Que el hábito de la lectura no tiene fecha de inicio en mi vida y cuando trato de ubicarle alguna, me pierdo en los vericuetos de la memoria. Que de niña escribía cuentos aunque nadie me los leyera, y fue el maestro Jairo Aníbal Niño quien me animó a mostrárselos a otros.
Que soy capaz de dejar de dormir y comer con tal de seguir leyendo un libro que me interesa. Que de mozuela llevé varios diarios, todos con llave, pero esta última siempre se extraviaba.
Que crecí en una época anterior a la mía, todo por culpa de la lectura, ya que hojeaba las revistas Laura de cuando mi madre estaba embarazada de mí y escuchaba las historias de un pueblo y unas personas que habían dejado de ser hacía mucho tiempo. Entonces, siempre fui una niña vieja.

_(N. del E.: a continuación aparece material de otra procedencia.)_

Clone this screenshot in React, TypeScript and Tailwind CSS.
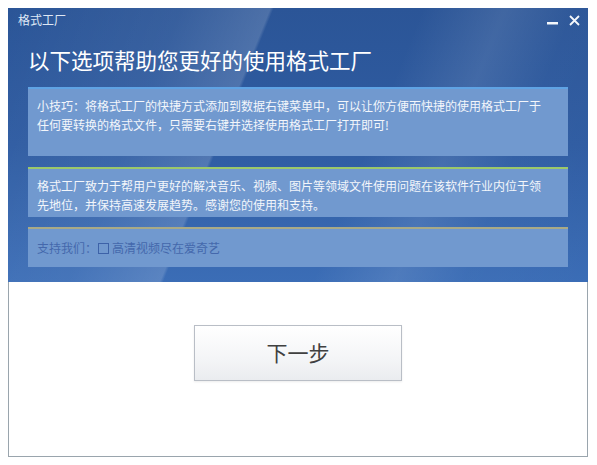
import React from "react";

const font = { fontFamily: '"Noto Sans CJK SC", "Noto Sans", sans-serif' };

export default function App() {
  return (
    <div className="w-[597px] h-[465px] bg-white pt-[8px] pl-[8px]" style={font}>
      <div className="w-[580px] h-[449px] flex flex-col">
        <div className="relative h-[274px] overflow-hidden bg-[linear-gradient(180deg,#2b5597_0%,#2f5ca2_50%,#3b6db6_100%)]">
          <div className="absolute inset-0 bg-[linear-gradient(112deg,rgba(255,255,255,0)_0%,rgba(255,255,255,0.06)_25%,rgba(255,255,255,0.16)_38%,rgba(255,255,255,0)_38.5%,rgba(255,255,255,0)_60%,rgba(255,255,255,0.1)_72%,rgba(255,255,255,0.02)_82%,rgba(255,255,255,0)_100%)]" />
          <div className="relative flex flex-col">
            <div className="h-[24px] flex items-center justify-between pl-[10px] pr-[8px]">
              <span className="text-[12px] text-[#dfe8f5] leading-none">格式工厂</span>
              <div className="flex items-center gap-[10px] text-white">
                <svg width="12" height="12" viewBox="0 0 12 12"><rect x="0" y="8" width="11" height="2.5" fill="#f4f7fb" /></svg>
                <svg width="11" height="11" viewBox="0 0 11 11"><path d="M1 1 L10 10 M10 1 L1 10" stroke="#f4f7fb" strokeWidth="1.8" /></svg>
              </div>
            </div>
            <div className="pl-[20px] h-[55px] flex items-center text-[21.5px] text-white leading-none">以下选项帮助您更好的使用格式工厂</div>
            <div className="mx-[20px] flex flex-col gap-[10px]">
              <div className="h-[69px] bg-[#7199cf] border-t-2 border-[#5fa3e4] px-[9px] pt-[7px] text-[12px] leading-[19px] text-[#f3f6fb]">
                小技巧：将格式工厂的快捷方式添加到数据右键菜单中，可以让你方便而快捷的使用格式工厂于<br />任何要转换的格式文件，只需要右键并选择使用格式工厂打开即可!
              </div>
              <div className="h-[50px] mt-[1px] bg-[#7199cf] border-t-2 border-[#9cc86a] px-[9px] pt-[7px] text-[12px] leading-[19px] text-[#f3f6fb]">
                格式工厂致力于帮用户更好的解决音乐、视频、图片等领域文件使用问题在该软件行业内位于领<br />先地位，并保持高速发展趋势。感谢您的使用和支持。
              </div>
              <div className="h-[40px] bg-[#7199cf] border-t-2 border-[#a9aa86] px-[9px] flex items-center text-[12px] text-[#4468ac]">
                <span>支持我们：</span>
                <span className="inline-block w-[11px] h-[11px] border border-[#3d62a8] mr-[3px] ml-[1px]" />
                <span>高清视频尽在爱奇艺</span>
              </div>
            </div>
          </div>
        </div>
        <div className="flex-1 border border-t-0 border-[#9aa5ad] bg-white flex justify-center pt-[43px]">
          <button className="w-[208px] h-[56px] border border-[#b9bec6] shadow-[0_1px_2px_rgba(0,0,0,0.08)] bg-[linear-gradient(180deg,#ffffff_0%,#f4f5f7_60%,#eaecef_100%)] text-[21px] text-[#404040] flex items-center justify-center" style={font}>
            下一步
          </button>
        </div>
      </div>
    </div>
  );
}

Que viajé a Grecia y conocí a sus dioses del Olimpo por un libro que pesaba más que yo, y que llegó a mis manos ya descuadernado porque los verdaderos dueños no lo quisieron mucho. Que supe de Sor Juana Inés de la Cruz, Juana Manuela Gorriti, Victoria Ocampo y Alfonsina Storni comiéndome una enciclopedia llamada "Lo se todo de América", y aprendí a quererlas salvando las distancias de tiempo que nos separaban.
Que rompí en minúsculos pedazos -por allá, cuando tenía 18- una novela comprada con mi primer sueldo, antes de terminar de leerla, por que me decepcionó más allá de la ilusión que me causó al principio.
Que cuando pisé el alma mater terminó de prenderse el motorcito ese de escribir, aunque el resultado fuera malo, y que fue la escritura la que me ayudó a llevar duelos, exorcizar amores y nutrir sueños.
Que fue la vida, con sus reveses inesperados y rutinas asesinas la que me fue aniquilando el impulso de la mano, no de forma definitiva, pero sí dejándolo en coma.